Sunday, June 8, 2014

Planting the writing seed

I remember her words as if they were spoken yesterday.
Rich @ 18 years old

The faculty at my high school here in Rumford offered short, 8-week courses on selected topics. These innovative offerings gave students a chance to jump into a topic of interest and give it a ride. For the late 1960s and early 1970s, these mini courses proved to be very popular among the long-haired, bell-bottomed student body.

I'm guessing my friend and then assistant principal Ken Nye had a lot to do with the courses. Ken had just finished a PhD in educational leadership at Northwestern and ended up here in Rumford. He also introduced independent study week (I studied law!) and a decade later, he approved the soccer club I proposed.

For one of my mini courses, I selected creative writing with Mrs. Catherine Puiia. In this class we played with lots of approaches and there was no such thing as wrong. Although I was not an "A" student, I received a lot of "As" on my papers from Mrs. Puiia. That's not why I loved this class.

For all its innovation, Rumford High School couldn't quite get rid of labeling kids. I floated in the B and occasional A or C "division" known as "A-2." A-1's were the brains of the school. A-2's and A-3's were destined for college. B-1's to B-3's and vocational kids found their labels took them straight to the service or better yet to the paper mill or the woods to earn good livings in the middle class.

(I may be wrong in this, but I believe kids in different divisions were allowed to choose any of the mini courses. I hope that's true because mixed or heterogeneously-grouped classes are what we now know to be the most effective in 21st century schools.)

In creative writing class one day, Mrs. Puiia walked through the classroom passing back papers. I received--oh-hum--yet another A. But something else was about to happen that, in my mind today, changed my life. Up until that moment, no teacher had ever spoken about  my future to me. But Mrs. Puiia did.

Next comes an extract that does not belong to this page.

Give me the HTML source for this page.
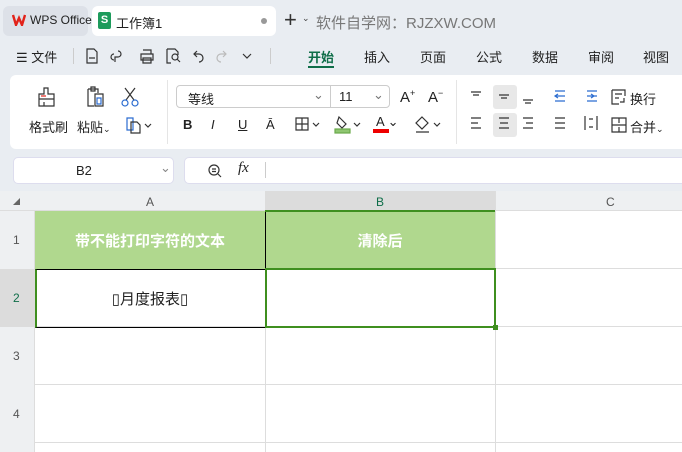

She placed the paper on my desk and said, "Richard, you could be a professional writer some day." I'm sure I blushed--heck, I spent half my teenaged life red faced with my eyes averted.

Obviously, I've never forgotten those words, and I suspect it's why as an English teacher at that same school nearly 20 years later I spent a lot of my time helping kids think about their futures: "Man, you could be a (insert terrific job)." "You really think so, Mr. Kent?"

In 1971-72, my plan included college and becoming a police office with a law degree. Don't ask… I have no idea. I probably watched too many episodes of TV police shows like "One-Adam-12" and lawyer dramas like "Perry Mason" or "Ironsides." Funny thing is, I did become a police office while in college for 2.5 years at Old Orchard Beach, but eventually bailed on policing and law school to take a job in Indianapolis. After another mind-expanding creative writing class, this time with Walt Whitman Award-winning poet Jared Carter at Indiana University, I quit my job and moved back to Maine to devote time to writing and piecemeal a living by coaching, subbing, and odd jobbing.

One of the first people I saw when I went back home and visited the high school was Mrs. Puiia. Now an assistant principal, Mrs. Puiia introduced me to a new faculty member saying, "Here's one of our most successful graduates!" Bless her… I'd just quit a three-piece-suit position, with a secretary and 2-hour lunches, to substitute teach, coach skiing, and write.

Fortunately, Mrs. Puiia never stopped seeing the better me.